I love seeing young people get enthusiastic about making and you never know where it will lead you. But IMHO trying to determine where it will go before you’ve taken the first step might not go where you envision. Henry Ford didn’t picture making auto dealerships when he was tinkering. Same with Robert Bosch. Learning the basics and making something you are enthusiastic about is the first step to doing what you love. If this is already what you were doing I apologize for stating the obvious.


----------



## Peyton Price 17 (Nov 11, 2020)

i found some tires. i will press out the bearings for the rear tire and it should be 3/4


----------



## Peyton Price 17 (Nov 11, 2020)

Peyton Price 17 said:


> i found some tires. i will press out the bearings for the rear tire and it should be 3/4
> 
> 
> 
> ...


i could use the bearings that i will have to remove for the fork.


----------



## CluelessNewB (Nov 11, 2020)

I'm not sure what the 26 tooth sprocket is for,  hopefully you are not considering them for direct drive on the rear wheel with a 12 tooth clutch.  Typically you would want something like a 6:1 reduction so a 72T rear sprocket.  Personally I think those wheels and tires designed for a slow speed hand truck will be a very big disappointment in short order.


----------



## Peyton Price 17 (Nov 11, 2020)

CluelessNewB said:


> I'm not sure what the 26 tooth sprocket is for,  hopefully you are not considering them for direct drive on the rear wheel with a 12 tooth clutch.  Typically you would want something like a 6:1 reduction so a 72T rear sprocket.  Personally I think those wheels and tires designed for a slow speed hand truck will be a very big disappointment in short order.

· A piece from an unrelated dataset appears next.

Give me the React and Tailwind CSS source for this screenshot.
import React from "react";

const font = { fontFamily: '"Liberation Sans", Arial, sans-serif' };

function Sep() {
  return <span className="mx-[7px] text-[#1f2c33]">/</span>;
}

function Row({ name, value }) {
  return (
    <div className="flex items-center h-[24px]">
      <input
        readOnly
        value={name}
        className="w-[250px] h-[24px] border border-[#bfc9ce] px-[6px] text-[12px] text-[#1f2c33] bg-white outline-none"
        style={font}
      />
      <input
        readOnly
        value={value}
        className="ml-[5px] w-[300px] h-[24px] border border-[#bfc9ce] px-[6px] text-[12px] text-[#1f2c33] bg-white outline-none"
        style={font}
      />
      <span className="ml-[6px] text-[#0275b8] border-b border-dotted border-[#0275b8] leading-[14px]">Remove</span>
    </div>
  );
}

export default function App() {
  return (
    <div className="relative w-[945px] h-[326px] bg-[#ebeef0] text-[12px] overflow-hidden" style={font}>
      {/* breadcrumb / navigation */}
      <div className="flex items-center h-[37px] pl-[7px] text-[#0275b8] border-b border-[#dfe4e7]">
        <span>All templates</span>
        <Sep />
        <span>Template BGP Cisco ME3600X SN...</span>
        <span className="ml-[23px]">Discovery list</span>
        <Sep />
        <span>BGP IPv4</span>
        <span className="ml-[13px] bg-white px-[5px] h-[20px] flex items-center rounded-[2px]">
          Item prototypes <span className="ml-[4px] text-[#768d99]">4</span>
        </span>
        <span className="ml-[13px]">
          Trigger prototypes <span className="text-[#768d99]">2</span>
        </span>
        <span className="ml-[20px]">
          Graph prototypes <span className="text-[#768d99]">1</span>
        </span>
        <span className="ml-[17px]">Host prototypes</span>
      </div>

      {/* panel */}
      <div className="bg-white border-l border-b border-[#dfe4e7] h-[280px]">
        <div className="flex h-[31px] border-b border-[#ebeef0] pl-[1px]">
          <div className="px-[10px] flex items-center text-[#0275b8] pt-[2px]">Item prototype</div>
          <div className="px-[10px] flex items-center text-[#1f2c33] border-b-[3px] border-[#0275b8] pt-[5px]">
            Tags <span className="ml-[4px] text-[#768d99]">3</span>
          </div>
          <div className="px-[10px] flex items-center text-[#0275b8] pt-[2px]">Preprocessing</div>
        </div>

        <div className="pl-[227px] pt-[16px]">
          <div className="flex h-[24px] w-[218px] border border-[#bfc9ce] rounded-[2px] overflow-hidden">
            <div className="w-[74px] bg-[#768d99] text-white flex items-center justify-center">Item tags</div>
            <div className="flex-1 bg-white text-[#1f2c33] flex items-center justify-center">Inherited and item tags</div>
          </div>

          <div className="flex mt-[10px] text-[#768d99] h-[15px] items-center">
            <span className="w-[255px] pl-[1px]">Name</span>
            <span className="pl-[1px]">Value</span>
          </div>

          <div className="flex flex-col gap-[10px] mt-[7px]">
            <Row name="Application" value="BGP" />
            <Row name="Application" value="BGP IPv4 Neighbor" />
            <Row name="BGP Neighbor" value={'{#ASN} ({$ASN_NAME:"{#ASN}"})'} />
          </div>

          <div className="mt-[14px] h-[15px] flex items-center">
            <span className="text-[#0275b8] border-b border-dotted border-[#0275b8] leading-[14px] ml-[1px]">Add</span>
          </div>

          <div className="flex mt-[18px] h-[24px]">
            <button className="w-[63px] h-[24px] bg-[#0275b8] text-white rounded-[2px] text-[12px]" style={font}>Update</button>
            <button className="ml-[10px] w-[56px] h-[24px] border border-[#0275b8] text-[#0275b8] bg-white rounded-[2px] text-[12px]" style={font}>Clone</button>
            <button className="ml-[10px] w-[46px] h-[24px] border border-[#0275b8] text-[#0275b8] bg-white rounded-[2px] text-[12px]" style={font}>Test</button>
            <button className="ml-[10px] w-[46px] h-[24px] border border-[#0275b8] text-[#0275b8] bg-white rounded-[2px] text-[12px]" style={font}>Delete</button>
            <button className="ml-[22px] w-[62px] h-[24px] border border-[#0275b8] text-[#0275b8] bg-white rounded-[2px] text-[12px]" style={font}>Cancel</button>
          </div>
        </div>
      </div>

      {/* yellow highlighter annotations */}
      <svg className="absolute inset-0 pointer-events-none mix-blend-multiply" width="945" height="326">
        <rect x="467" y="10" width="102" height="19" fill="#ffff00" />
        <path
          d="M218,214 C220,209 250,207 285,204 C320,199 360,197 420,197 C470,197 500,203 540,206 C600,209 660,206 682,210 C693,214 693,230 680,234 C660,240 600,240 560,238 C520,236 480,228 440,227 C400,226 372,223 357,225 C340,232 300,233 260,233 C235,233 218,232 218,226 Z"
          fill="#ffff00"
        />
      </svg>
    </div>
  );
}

i found a new sprocket like you said and a new drive wheel.


----------



## tq60 (Nov 11, 2020)

All good but avoid reselling as liability is problem now.

For personal use fine bit s customer gets hurt and big trouble.

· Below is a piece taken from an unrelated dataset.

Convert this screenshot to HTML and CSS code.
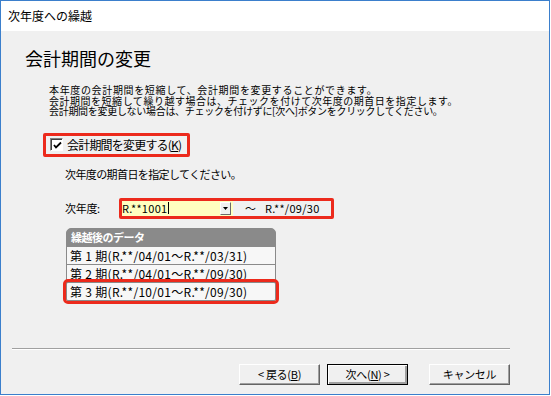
FILE: index.html
```html
<!DOCTYPE html>
<html lang="ja">
<head>
<meta charset="utf-8">
<link rel="stylesheet" href="styles.css">
</head>
<body>
<div class="window">
  <div class="titlebar">次年度への繰越</div>
  <div class="content">
    <h1 class="heading">会計期間の変更</h1>
    <p class="desc"><span class="l1">本年度の会計期間を短縮して、会計期間を変更することができます。</span><br><span class="l2">会計期間を短縮して繰り越す場合は、チェックを付けて次年度の期首日を指定します。</span><br><span class="l3">会計期間を変更しない場合は、チェックを付けずに[次へ]ボタンをクリックしてください。</span></p>
    <div class="check-hl">
      <span class="checkbox"><svg width="9" height="9" viewBox="0 0 9 9"><path d="M1 4 L3 6.5 L8 1.5" fill="none" stroke="#000" stroke-width="1.8"/></svg></span>
      <span class="check-label">会計期間を変更する(<u>K</u>)</span>
    </div>
    <p class="prompt">次年度の期首日を指定してください。</p>
    <div class="date-row">
      <span class="date-label">次年度:</span>
      <div class="date-hl">
        <div class="combo">
          <span class="combo-val">R.**1001</span><span class="caret"></span>
          <span class="dd"><svg width="5" height="3" viewBox="0 0 5 3"><path d="M0 0H5L2.5 3Z" fill="#000"/></svg></span>
        </div>
        <span class="tilde">〜</span>
        <span class="end-date">R.**/09/30</span>
      </div>
    </div>
    <div class="table">
      <div class="thead">繰越後のデータ</div>
      <div class="row">第 1 期(R.**/04/01〜R.**/03/31)</div>
      <div class="row">第 2 期(R.**/04/01〜R.**/09/30)</div>
      <div class="row row-hl">第 3 期(R.**/10/01〜R.**/09/30)</div>
    </div>
    <div class="footer">
      <div class="sep"></div>
      <div class="buttons">
        <button class="btn">&lt; 戻る(<u>B</u>)</button>
        <button class="btn btn-default">次へ(<u>N</u>) &gt;</button>
        <button class="btn btn-cancel">キャンセル</button>
      </div>
    </div>
  </div>
</div>
</body>
</html>
```
FILE: styles.css
```css
* { box-sizing: border-box; }
html, body { margin: 0; padding: 0; background: #fff; }
body {
  font-family: "Noto Sans CJK JP", "Liberation Sans", sans-serif;
  color: #000;
}
.window {
  width: 550px;
  height: 395px;
  border: 1px solid #3b7fcc;
  display: flex;
  flex-direction: column;
  background: #f0f0f0;
}
.titlebar {
  height: 30px;
  background: #fff;
  font-size: 12px;
  line-height: 30px;
  padding-left: 7px;
  color: #000;
}
.content {
  flex: 1;
  display: flex;
  flex-direction: column;
  align-items: flex-start;
  padding: 0 39px 9px 0;
}
.heading {
  margin: 16px 0 0 24px;
  font-size: 18px;
  line-height: 22px;
  font-weight: normal;
}
.desc {
  margin: 16px 0 0 48px;
  font-size: 10px;
  line-height: 10.5px;
  letter-spacing: 0.4px;
}
.desc .l1 { letter-spacing: 0.65px; }
.desc .l2 { letter-spacing: 0.52px; }
.desc .l3 { letter-spacing: -0.3px; }
.check-hl {
  margin: 16px 0 0 42px;
  width: 147px;
  height: 24px;
  border: 3px solid #ec2a1c;
  border-radius: 2px;
  display: flex;
  align-items: center;
  padding-left: 4px;
}
.checkbox {
  width: 13px;
  height: 13px;
  background: #fff;
  border: 1px solid;
  border-color: #808080 #fff #fff #808080;
  box-shadow: inset 1px 1px #404040;
  display: flex;
  align-items: center;
  justify-content: center;
  padding-left: 1px;
  padding-top: 1px;
}
.check-label {
  margin-left: 4px;
  font-size: 12px;
  letter-spacing: -0.8px;
  line-height: 14px;
}
.check-label u, .btn u { text-underline-offset: 1px; }
.prompt {
  margin: 11px 0 0 64px;
  font-size: 11px;
  line-height: 13px;
  letter-spacing: -0.6px;
}
.date-row {
  margin: 17px 0 0 64px;
  display: flex;
  align-items: center;
}
.date-label {
  width: 54px;
  font-size: 11px;
  letter-spacing: -0.3px;
}
.date-hl {
  width: 215px;
  height: 21px;
  border: 3px solid #ec2a1c;
  border-radius: 2px;
  display: flex;
  align-items: center;
}
.combo {
  width: 111px;
  height: 15px;
  background: #ffffc0;
  display: flex;
  align-items: center;
  font-size: 11px;
}
.combo-val { letter-spacing: 0.3px; line-height: 15px; }
.caret {
  width: 1px;
  height: 12px;
  background: #000;
  margin-left: 1px;
}
.dd {
  margin-left: auto;
  margin-right: 2px;
  width: 11px;
  height: 13px;
  background: #f0f0f0;
  border: 1px solid;
  border-color: #fff #6a6a6a #6a6a6a #fff;
  display: flex;
  align-items: center;
  justify-content: center;
}
.tilde {
  margin-left: 12px;
  font-size: 11px;
}
.end-date {
  margin-left: 9px;
  font-size: 11px;
  letter-spacing: 0.3px;
}
.table {
  margin: 9px 0 0 65px;
  width: 210px;
  border: 1px solid #8a8a8a;
  border-radius: 5px 5px 2px 2px;
  background: #8a8a8a;
  display: flex;
  flex-direction: column;
  gap: 1px;
}
.thead {
  height: 17px;
  color: #fff;
  font-weight: bold;
  font-size: 11px;
  line-height: 17px;
  padding-left: 4px;
  letter-spacing: -0.5px;
  border-radius: 4px 4px 0 0;
}
.row {
  height: 17px;
  background: #f7f7f7;
  font-size: 12px;
  line-height: 17px;
  padding-left: 3px;
  white-space: pre;
  letter-spacing: 0.3px;
}
.row-hl {
  outline: 3px solid #ec2a1c;
  outline-offset: 1px;
  border-radius: 1px;
}
.footer {
  margin-top: auto;
  align-self: stretch;
  padding-left: 11px;
}
.sep {
  height: 2px;
  border-top: 1px solid #a0a0a0;
  border-bottom: 1px solid #fff;
}
.buttons {
  margin-top: 14px;
  display: flex;
  justify-content: flex-end;
}
.btn {
  width: 81px;
  height: 21px;
  padding: 0;
  font-family: inherit;
  font-size: 11px;
  color: #000;
  background: #f0f0f0;
  border: 1px solid;
  border-color: #fff #646464 #646464 #fff;
  box-shadow: inset -1px -1px #a0a0a0;
  letter-spacing: -0.3px;
  line-height: 17px;
}
.btn-default {
  margin-left: 7px;
  border: 1px solid #000;
  box-shadow: inset 1px 1px #fff, inset -2px -2px #a0a0a0;
}
.btn-cancel {
  margin-left: 21px;
}
```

Possible ways to avoid but requires consideratio n and planning.

Sent from my SAMSUNG-SM-G930A using Tapatalk


----------



## eugene13 (Nov 11, 2020)

Go for it Peyton, I built my first mini-bike in 1965.  No clutch, no brakes, bicycle front end, hand truck wheels and a used engine that was hard to start.  What an adventure, scrounging up the parts and talking a friends dad into letting me use his welder.  The only new part I bought was a rear wheel with a built in sprocket, and my future brother-in-law was the only one to get road rash.


----------



## Peyton Price 17 (Nov 11, 2020)

tq60 said:


> All good but avoid reselling as liability is problem now.
> 
> For personal use fine bit s customer gets hurt and big trouble.
> 
> ...


i was thinking about selling some but liability is the issue. if they get hurt then they could sue a 12 year old making some mini bikes and they use it wrong. i might sell some on Facebook or  Craig's list so that i cant get sued but i will have them sigh wavers saying that they are responsible for injury's. i might just make some for me and my friends.


----------



## Peyton Price 17 (Nov 11, 2020)

eugene13 said:


> Go for it Peyton, I built my first mini-bike in 1965.  No clutch, no brakes, bicycle front end, hand truck wheels and a used engine that was hard to start.  What an adventure, scrounging up the parts and talking a friends dad into letting me use his welder.  The only new part I bought was a rear wheel with a built in sprocket, and my future brother-in-law was the only one to get road rash.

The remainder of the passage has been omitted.